Set exercise> Search the data for the word "React" and copy every line that contains it.
[Start of Available data]
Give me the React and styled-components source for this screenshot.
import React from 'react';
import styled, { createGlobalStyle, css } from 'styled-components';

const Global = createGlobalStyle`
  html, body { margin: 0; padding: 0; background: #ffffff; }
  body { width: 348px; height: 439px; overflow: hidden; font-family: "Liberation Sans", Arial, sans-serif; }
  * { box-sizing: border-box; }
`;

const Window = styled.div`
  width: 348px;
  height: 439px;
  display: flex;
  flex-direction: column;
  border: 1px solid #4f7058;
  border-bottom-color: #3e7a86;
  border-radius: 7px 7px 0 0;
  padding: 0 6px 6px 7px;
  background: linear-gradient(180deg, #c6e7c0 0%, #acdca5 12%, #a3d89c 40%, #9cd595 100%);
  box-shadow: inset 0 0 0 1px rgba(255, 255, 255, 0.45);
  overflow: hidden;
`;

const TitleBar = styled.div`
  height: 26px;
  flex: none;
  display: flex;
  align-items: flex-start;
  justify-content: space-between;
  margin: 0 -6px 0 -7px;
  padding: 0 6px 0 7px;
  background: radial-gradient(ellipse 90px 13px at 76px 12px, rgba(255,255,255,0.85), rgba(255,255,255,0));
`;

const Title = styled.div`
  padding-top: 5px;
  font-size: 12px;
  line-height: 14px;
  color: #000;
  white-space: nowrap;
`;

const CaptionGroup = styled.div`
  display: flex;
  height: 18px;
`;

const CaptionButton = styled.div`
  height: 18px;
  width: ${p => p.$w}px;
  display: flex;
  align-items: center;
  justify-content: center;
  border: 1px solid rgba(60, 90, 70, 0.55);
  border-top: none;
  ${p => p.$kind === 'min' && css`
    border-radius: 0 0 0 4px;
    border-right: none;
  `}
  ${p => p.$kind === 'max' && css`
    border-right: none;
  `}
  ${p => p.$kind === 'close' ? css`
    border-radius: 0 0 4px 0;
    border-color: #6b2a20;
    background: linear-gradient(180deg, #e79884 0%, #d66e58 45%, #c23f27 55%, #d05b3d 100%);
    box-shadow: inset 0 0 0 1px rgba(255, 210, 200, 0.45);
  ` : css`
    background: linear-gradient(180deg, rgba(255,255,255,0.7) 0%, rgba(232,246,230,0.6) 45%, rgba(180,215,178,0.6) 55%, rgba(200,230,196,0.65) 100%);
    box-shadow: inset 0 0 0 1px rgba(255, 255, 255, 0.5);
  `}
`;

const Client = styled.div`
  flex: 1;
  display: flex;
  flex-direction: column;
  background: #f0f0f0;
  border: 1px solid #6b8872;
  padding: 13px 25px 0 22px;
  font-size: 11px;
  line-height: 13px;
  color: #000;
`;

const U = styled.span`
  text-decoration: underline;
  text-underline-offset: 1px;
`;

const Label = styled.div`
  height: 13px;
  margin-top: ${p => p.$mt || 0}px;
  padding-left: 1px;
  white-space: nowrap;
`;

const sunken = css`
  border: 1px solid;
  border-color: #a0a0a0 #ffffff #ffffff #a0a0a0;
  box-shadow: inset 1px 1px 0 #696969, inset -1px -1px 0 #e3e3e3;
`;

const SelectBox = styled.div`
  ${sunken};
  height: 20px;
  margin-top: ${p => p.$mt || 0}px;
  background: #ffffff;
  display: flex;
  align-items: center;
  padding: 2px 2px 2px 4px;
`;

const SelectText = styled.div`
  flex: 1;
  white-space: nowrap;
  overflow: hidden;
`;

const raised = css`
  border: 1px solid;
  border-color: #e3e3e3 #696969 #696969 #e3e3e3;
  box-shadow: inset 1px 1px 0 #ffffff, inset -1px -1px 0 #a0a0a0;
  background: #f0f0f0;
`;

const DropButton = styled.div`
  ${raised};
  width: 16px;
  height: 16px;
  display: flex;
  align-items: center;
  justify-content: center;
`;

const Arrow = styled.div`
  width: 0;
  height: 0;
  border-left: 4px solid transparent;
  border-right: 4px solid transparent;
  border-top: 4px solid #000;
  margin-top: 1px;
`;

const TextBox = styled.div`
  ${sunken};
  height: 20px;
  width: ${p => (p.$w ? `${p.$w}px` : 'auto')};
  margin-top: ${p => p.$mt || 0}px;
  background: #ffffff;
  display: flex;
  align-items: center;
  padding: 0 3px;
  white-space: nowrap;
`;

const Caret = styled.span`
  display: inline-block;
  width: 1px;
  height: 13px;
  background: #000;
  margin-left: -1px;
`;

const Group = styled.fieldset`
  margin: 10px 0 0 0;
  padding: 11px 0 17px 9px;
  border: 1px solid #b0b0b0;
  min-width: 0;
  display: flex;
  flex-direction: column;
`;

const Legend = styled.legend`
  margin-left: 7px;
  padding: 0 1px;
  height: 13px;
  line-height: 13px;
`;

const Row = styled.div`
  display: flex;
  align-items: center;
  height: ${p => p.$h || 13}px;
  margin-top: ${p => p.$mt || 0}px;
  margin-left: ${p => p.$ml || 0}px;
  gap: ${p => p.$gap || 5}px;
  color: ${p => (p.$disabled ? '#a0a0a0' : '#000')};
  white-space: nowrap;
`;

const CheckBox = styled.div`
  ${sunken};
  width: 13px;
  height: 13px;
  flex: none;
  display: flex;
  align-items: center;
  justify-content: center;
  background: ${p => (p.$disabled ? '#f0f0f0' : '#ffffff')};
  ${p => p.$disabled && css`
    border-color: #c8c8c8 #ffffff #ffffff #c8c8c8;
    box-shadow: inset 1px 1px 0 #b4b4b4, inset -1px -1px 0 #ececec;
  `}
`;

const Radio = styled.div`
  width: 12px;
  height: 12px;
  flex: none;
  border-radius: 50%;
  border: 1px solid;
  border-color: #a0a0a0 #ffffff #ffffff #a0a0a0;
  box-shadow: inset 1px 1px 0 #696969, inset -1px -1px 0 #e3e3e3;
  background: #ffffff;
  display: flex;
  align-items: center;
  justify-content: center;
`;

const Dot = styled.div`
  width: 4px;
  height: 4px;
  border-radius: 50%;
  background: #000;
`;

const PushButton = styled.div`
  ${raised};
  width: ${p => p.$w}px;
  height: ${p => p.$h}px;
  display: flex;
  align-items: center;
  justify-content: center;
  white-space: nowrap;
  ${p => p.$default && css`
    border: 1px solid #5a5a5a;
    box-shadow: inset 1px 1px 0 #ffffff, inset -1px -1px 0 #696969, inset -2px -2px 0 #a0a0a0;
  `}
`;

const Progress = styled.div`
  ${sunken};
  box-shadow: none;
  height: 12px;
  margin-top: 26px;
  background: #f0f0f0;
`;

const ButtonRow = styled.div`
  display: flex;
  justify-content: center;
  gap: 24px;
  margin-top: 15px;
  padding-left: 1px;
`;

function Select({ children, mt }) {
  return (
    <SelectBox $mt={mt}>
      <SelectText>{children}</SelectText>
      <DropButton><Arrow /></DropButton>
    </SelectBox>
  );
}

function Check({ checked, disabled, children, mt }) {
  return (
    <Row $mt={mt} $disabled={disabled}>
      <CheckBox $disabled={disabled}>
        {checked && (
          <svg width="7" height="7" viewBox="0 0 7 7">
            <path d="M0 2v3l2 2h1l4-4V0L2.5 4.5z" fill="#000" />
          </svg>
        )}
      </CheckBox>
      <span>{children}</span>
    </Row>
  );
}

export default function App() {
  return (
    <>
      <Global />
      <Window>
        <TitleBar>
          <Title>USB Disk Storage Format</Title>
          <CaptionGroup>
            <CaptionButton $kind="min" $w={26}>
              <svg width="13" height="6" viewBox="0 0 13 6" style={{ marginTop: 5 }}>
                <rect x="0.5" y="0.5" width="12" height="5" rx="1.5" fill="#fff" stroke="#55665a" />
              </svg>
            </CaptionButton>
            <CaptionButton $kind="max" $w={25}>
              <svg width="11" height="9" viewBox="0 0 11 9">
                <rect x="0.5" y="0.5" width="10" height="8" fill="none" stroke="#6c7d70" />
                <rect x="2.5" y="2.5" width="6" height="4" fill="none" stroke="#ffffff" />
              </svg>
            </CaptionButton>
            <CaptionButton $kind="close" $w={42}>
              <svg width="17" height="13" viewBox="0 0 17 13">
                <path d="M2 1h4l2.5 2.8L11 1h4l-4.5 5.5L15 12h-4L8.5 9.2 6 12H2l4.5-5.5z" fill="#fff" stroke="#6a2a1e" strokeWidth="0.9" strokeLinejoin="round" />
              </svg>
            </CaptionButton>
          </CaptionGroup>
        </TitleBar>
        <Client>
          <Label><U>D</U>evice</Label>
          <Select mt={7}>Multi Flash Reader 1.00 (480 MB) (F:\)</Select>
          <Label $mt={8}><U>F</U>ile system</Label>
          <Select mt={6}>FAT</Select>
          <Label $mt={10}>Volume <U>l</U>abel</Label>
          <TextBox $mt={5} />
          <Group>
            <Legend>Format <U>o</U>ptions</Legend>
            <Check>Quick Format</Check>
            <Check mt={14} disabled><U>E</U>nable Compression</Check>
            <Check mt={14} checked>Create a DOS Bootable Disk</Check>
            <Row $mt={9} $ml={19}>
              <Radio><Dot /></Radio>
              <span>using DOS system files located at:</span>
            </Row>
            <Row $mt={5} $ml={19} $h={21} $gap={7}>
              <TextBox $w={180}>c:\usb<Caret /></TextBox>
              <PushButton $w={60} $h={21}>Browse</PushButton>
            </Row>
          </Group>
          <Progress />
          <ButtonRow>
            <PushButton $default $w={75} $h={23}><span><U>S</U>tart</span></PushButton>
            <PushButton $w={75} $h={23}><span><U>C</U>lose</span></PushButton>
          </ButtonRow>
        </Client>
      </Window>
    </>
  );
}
[End of Available data]
Problem solution>
Give me the React and styled-components source for this screenshot.
import React from 'react';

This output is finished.